It’s always good to get out of the New York bubble and see how the PR industry works in the other important markets throughout the U.S.
And Chicago, where I was this week, is one of the best places to get an alternative perspective.
Visiting PR agencies such as Golin and Weber Shandwick (many other excellent firms are also available, of course, these just happened to be the two I visited) and the in-house comms function at ConAgra, all in Chicago’s famous Merchandise Mart, provided an extremely illuminating glimpse into how modern PR is practised.
Weber and Golin have a central lobby area where you turn left for the Susan Howe-helmed Interpublic Group firm and go straight on to visit the Al Golin-founded agency.
The two firms have been in situ in the Mart for just over a year and walking into the space is quite the Zen-like experience.
There isn’t a piece of clutter in view in the hotdesk environment… no papers, books and magazines.
On my short visit there I saw PR pros sitting quietly engrossed in their work, with rooms of various sizes available for client meetings, brainstorms, content creation, and other modern PR tasks. I’m sure clients enjoy coming there.

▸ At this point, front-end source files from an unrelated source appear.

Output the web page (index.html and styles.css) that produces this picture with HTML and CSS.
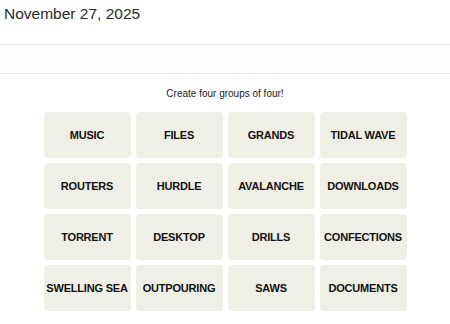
FILE: index.html
```html
<!DOCTYPE html>
<html lang="en">
<head>
  <meta charset="UTF-8">
  <meta name="viewport" content="width=device-width, initial-scale=1.0">
  <title>Connections</title>
  <link rel="stylesheet" href="styles.css">
</head>
<body>
  <header class="date-bar">
    <div class="date-label">November 27, 2025</div>
  </header>
  <div class="toolbar"></div>

  <main class="game">
    <p class="prompt">Create four groups of four!</p>
    <div class="board">
      <button class="tile">Music</button>
      <button class="tile">Files</button>
      <button class="tile">Grands</button>
      <button class="tile">Tidal Wave</button>
      <button class="tile">Routers</button>
      <button class="tile">Hurdle</button>
      <button class="tile">Avalanche</button>
      <button class="tile">Downloads</button>
      <button class="tile">Torrent</button>
      <button class="tile">Desktop</button>
      <button class="tile">Drills</button>
      <button class="tile">Confections</button>
      <button class="tile">Swelling Sea</button>
      <button class="tile">Outpouring</button>
      <button class="tile">Saws</button>
      <button class="tile">Documents</button>
    </div>
  </main>
</body>
</html>
```

FILE: styles.css
```css
:root {
  --tile-bg: #efefe6;
  --text-dark: #121212;
  --line: #e6e6e6;
}

body {
  margin: 0;
  font-family: 'Liberation Sans', Arial, sans-serif;
  background: #fff;
  color: var(--text-dark);
}

.date-bar {
  height: 44px;
  border-bottom: 1px solid var(--line);
}

.date-label {
  padding: 4px 0 0 4px;
  font-size: 15.5px;
  line-height: 20px;
  color: #2a2a2a;
}

.toolbar {
  height: 28px;
  background: #fdfdfd;
  border-bottom: 1px solid var(--line);
}

.game {
  display: flex;
  flex-direction: column;
  align-items: center;
}

.prompt {
  margin: 13px 0 0;
  font-size: 10px;
  line-height: 14px;
  color: #222;
}

.board {
  display: grid;
  grid-template-columns: repeat(4, 87px);
  grid-auto-rows: 46px;
  gap: 5px;
  margin-top: 11px;
}

.tile {
  background: var(--tile-bg);
  border: none;
  border-radius: 4px;
  padding: 0;
  font-family: inherit;
  font-size: 11px;
  font-weight: bold;
  letter-spacing: -0.2px;
  text-transform: uppercase;
  color: var(--text-dark);
  cursor: pointer;
}
```
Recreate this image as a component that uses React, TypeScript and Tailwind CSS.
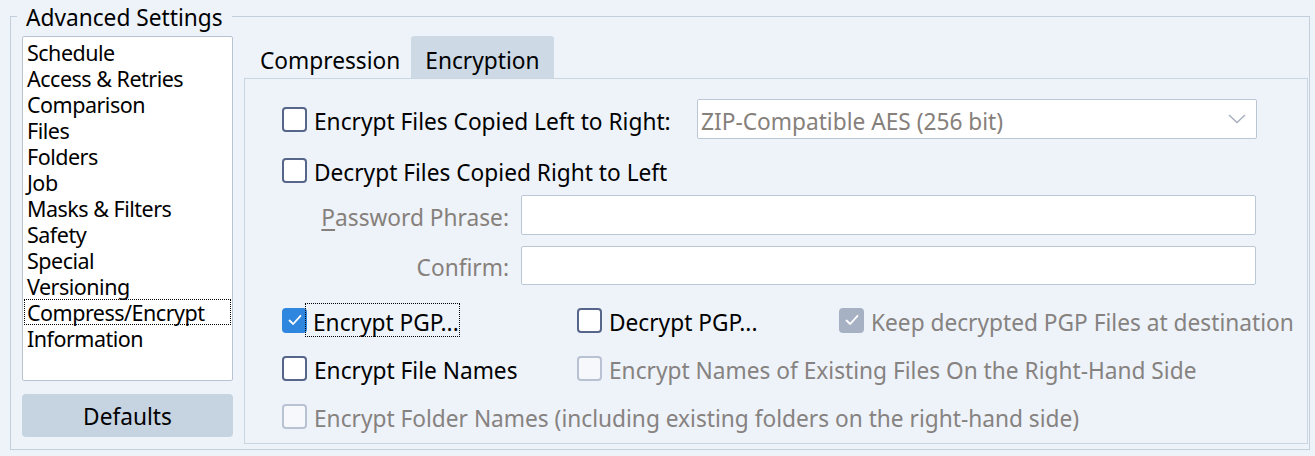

At Golin, they were setting up chairs for a day-long training in a central area that resembled a TV newsroom with a bank of screens where people can be patched in from around the U.S. and the world. Town hall meetings are also conducted there.
It was good to see various tips of the hat to the agency’s iconic founder Al Golin, from entering the office to a special room set up with mementos including a telegram from McDonald’s founder Ray Kroc, which said: “We would never have made it without your help. We were immature amateurs with virtually no friends. Thank you, Al, a million times.”
There were many other mementos, including a picture of Ernest Hemingway – with Al – and, gratifyingly, Al’s PRWeek Hall of Fame trophy from his induction into the first tranche of honorees in 2013.
That is the vibe the new PR agency is searching for. And there is a similar, but different, ethos in the air at the neighboring Weber Shandwick office, reflective of the sibling IPG agency’s own distinctive culture.
Like I said, this was one snapshot from a short visit to an iconic PR market, and many other firms are available. (Send us a picture of your office that sums up the new working environment.)
But all PR firms and in-house teams are striving for a place that is attractive to come to as part of a hybrid working week, technologically forward-looking to fuel the impact of the AI revolution, and redolent of the special sauce that defines each individual group.
As Robert Pirsig notes in his book Zen and the Art of Motorcycle Maintenance: “A person who sees Quality and feels it as (s)he works is a person who cares. A person who cares about what (s)he sees and does is a person who’s bound to have some characteristics of Quality.”
That’s a mantra that is as true today as it was when the book came out over 50 years ago in 1974.